One more resident of the estate also deserves mention: Julie Briskman, as the maid whose ample bosom draws Sganarelle's undivided attention at times. She's a bright and cheeky sort, much more than eye candy.
That's the framework. No much, not fresh. But the dizzying giddiness that fills the framework is its own wonderful reason for theatrical existence.
The show opens and closes with a small, charming Punch and Judy show, with the characters replicated by figures in a tiny puppet theater. Befitting the rural setting, that "theater" looks like an outhouse.

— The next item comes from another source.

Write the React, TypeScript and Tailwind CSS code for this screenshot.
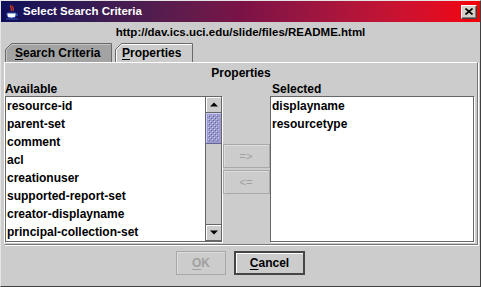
import React from "react";

const available = [
  "resource-id",
  "parent-set",
  "comment",
  "acl",
  "creationuser",
  "supported-report-set",
  "creator-displayname",
  "principal-collection-set",
];

const selected = ["displayname", "resourcetype"];

function JavaIcon() {
  return (
    <svg width="16" height="16" viewBox="0 0 16 16">
      <path d="M7 1c-2 2 2 3 0 6M9 2c-1.5 1.5 1.5 2.5 0 5" fill="none" stroke="#e04020" strokeWidth="1.2" />
      <path d="M3 9h9v2c0 2-2 3-4.5 3S3 13 3 11z" fill="#ffffff" stroke="#3050b0" strokeWidth="1" />
      <path d="M12 10h1.5v1.5H12" fill="none" stroke="#3050b0" strokeWidth="1" />
      <path d="M2 15h12" stroke="#3050b0" strokeWidth="1" />
    </svg>
  );
}

function CloseButton() {
  return (
    <div className="w-[16px] h-[14px] bg-[#d4d0c8] border-t border-l border-white border-r border-b border-r-[#404040] border-b-[#404040] shadow-[inset_-1px_-1px_0_#808080] flex items-center justify-center">
      <svg width="8" height="7" viewBox="0 0 8 7">
        <path d="M0.5 0.5l7 6M7.5 0.5l-7 6" stroke="#000" strokeWidth="1.6" />
      </svg>
    </div>
  );
}

function Tab({ label, selected: sel, width }: { label: string; selected?: boolean; width: number }) {
  return (
    <div className="relative h-[19px] flex items-center" style={{ width }}>
      <svg className="absolute inset-0" width={width} height="19">
        <path
          d={`M0.5 19 V6.5 L6.5 0.5 H${width - 1.5} V19`}
          fill={sel ? "#cccccc" : "#a3a3a3"}
          stroke="#6a6a6a"
          strokeWidth="1"
        />
        <path d={`M1.5 19 V6.9 L6.9 1.5 H${width - 2.5}`} fill="none" stroke={sel ? "#ffffff" : "#c4c4c4"} strokeWidth="1" />
      </svg>
      <span className={`relative text-[12px] font-bold text-black ${sel ? "pl-[7px]" : "pl-[10px]"}`}>
        <span className="underline underline-offset-2">{label[0]}</span>
        {label.slice(1)}
      </span>
    </div>
  );
}

function Arrow({ up }: { up?: boolean }) {
  return (
    <div className="w-[15px] h-[16px] bg-[#cccccc] border-b border-[#666666] shadow-[inset_1px_1px_0_#ffffff] flex items-center justify-center">
      <svg width="8" height="5" viewBox="0 0 8 5">
        <path d={up ? "M4 0.5L8 4.5H0z" : "M0 0.5h8L4 4.5z"} fill="#000" />
      </svg>
    </div>
  );
}

function ScrollBar() {
  return (
    <div className="w-[16px] h-full border-l border-[#666666] bg-[#cccccc] flex flex-col">
      <Arrow up />
      <div className="h-[31px] w-[15px] bg-[#9999cc] border-b border-[#666699] shadow-[inset_1px_1px_0_#ccccff]">
        <svg width="15" height="30">
          <defs>
            <pattern id="bumps" width="4" height="4" patternUnits="userSpaceOnUse">
              <rect x="0" y="0" width="1" height="1" fill="#ccccff" />
              <rect x="1" y="1" width="1" height="1" fill="#666699" />
              <rect x="2" y="2" width="1" height="1" fill="#ccccff" />
              <rect x="3" y="3" width="1" height="1" fill="#666699" />
            </pattern>
          </defs>
          <rect x="2" y="2" width="11" height="26" fill="url(#bumps)" />
        </svg>
      </div>
      <div className="flex-1" />
      <div className="border-t border-[#666666]">
        <Arrow />
      </div>
    </div>
  );
}

function ListBox({ items, scroll }: { items: string[]; scroll?: boolean }) {
  return (
    <div className="h-[146px] bg-white border border-[#666666] shadow-[1px_1px_0_#ffffff] flex">
      <div className="flex-1 flex flex-col pl-[1px]">
        {items.map((it) => (
          <div key={it} className="h-[18px] leading-[18px] text-[12px] font-bold text-black whitespace-nowrap">
            {it}
          </div>
        ))}
      </div>
      {scroll && <ScrollBar />}
    </div>
  );
}

function SmallButton({ label }: { label: string }) {
  return (
    <div className="w-[47px] h-[24px] border border-[#a8a8a8] shadow-[inset_1px_1px_0_#dddddd] flex items-center justify-center text-[11px] text-[#a0a0a0]">
      {label}
    </div>
  );
}

export default function App() {
  return (
    <div className="w-[481px] h-[287px] bg-[#cccccc] border-t border-l border-t-[#e4e4e4] border-l-[#e4e4e4] border-r border-b border-r-[#404040] border-b-[#404040] flex flex-col font-['Liberation_Sans',Arial,sans-serif] overflow-hidden">
      <div className="h-[21px] bg-linear-to-r from-[#0e0e58] via-[#7a1246] to-[#f50000] flex items-center pl-[3px] pr-[3px]">
        <JavaIcon />
        <span className="ml-[3px] text-white text-[11.5px] font-bold flex-1">Select Search Criteria</span>
        <CloseButton />
      </div>

      <div className="h-[21px] flex items-center justify-center text-[11.5px] font-bold text-black">
        http://dav.ics.uci.edu/slide/files/README.html
      </div>

      <div className="h-[19px] flex items-end pl-[4px] gap-[2px]">
        <Tab label="Search Criteria" width={108} />
        <Tab label="Properties" width={79} selected />
      </div>

      <div className="ml-[3px] w-[474px] h-[183px] border-t border-l border-white border-r border-b border-r-[#777777] border-b-[#777777] shadow-[1px_1px_0_#ffffff] flex flex-col">
        <div className="h-[19px] flex items-center justify-center text-[12px] font-bold text-black">Properties</div>
        <div className="flex">
          <div className="w-[217px] flex flex-col">
            <div className="h-[14px] leading-[14px] text-[12px] font-bold text-black">Available</div>
            <ListBox items={available} scroll />
          </div>
          <div className="w-[48px] pt-[14px] flex flex-col">
            <div className="h-[146px] flex flex-col justify-center items-center gap-[2px]">
              <SmallButton label="=>" />
              <SmallButton label="<=" />
            </div>
          </div>
          <div className="w-[204px] flex flex-col">
            <div className="h-[14px] leading-[14px] pl-[2px] text-[12px] font-bold text-black">Selected</div>
            <ListBox items={selected} />
          </div>
        </div>
      </div>

      <div className="flex justify-center gap-[8px] pt-[6px]">
        <div className="w-[50px] h-[24px] border border-[#a8a8a8] shadow-[inset_1px_1px_0_#dddddd] flex items-center justify-center text-[12px] font-bold text-[#a0a0a0]">
          <span className="underline underline-offset-2">O</span>K
        </div>
        <div className="w-[71px] h-[24px] border-2 border-[#454545] shadow-[inset_1px_1px_0_#ffffff] flex items-center justify-center text-[12px] font-bold text-black">
          <span className="underline underline-offset-2">C</span>ancel
        </div>
      </div>
    </div>
  );
}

That's a clever touch, but only a pale shadow of the vitality and inventiveness of the live performances, as envisioned by Epp and Bayes, and directed by Bayes. The gags flow in non-stop profusion, supported by music that runs from pop and rap to choral and operatic, with lots of Broadway tossed in. If you take five seconds to recall the title of one number -- say, one from Music Man -- you're likely to miss another from Oliver!
The score was composed by Aaron Halva and played with panache on at least a half-dozen instruments by Robertson Witmer and Greg C. Powers, ensconced very visibly in a corner of a crumbling proscenium arch.
Kristin Fiebig's costumes pay extravagant, colorful homage to Moliere's era for the most part, but include a few contemporary references -- like buckled, high-top boots for invalid daughter Lucinde -- that add to the fun.
One note of counsel for the linguistically squeamish: Especially in the early going, characters seem to struggle to outdo each other in flaunting the "F" word. It's funny at first, but quickly wears thin.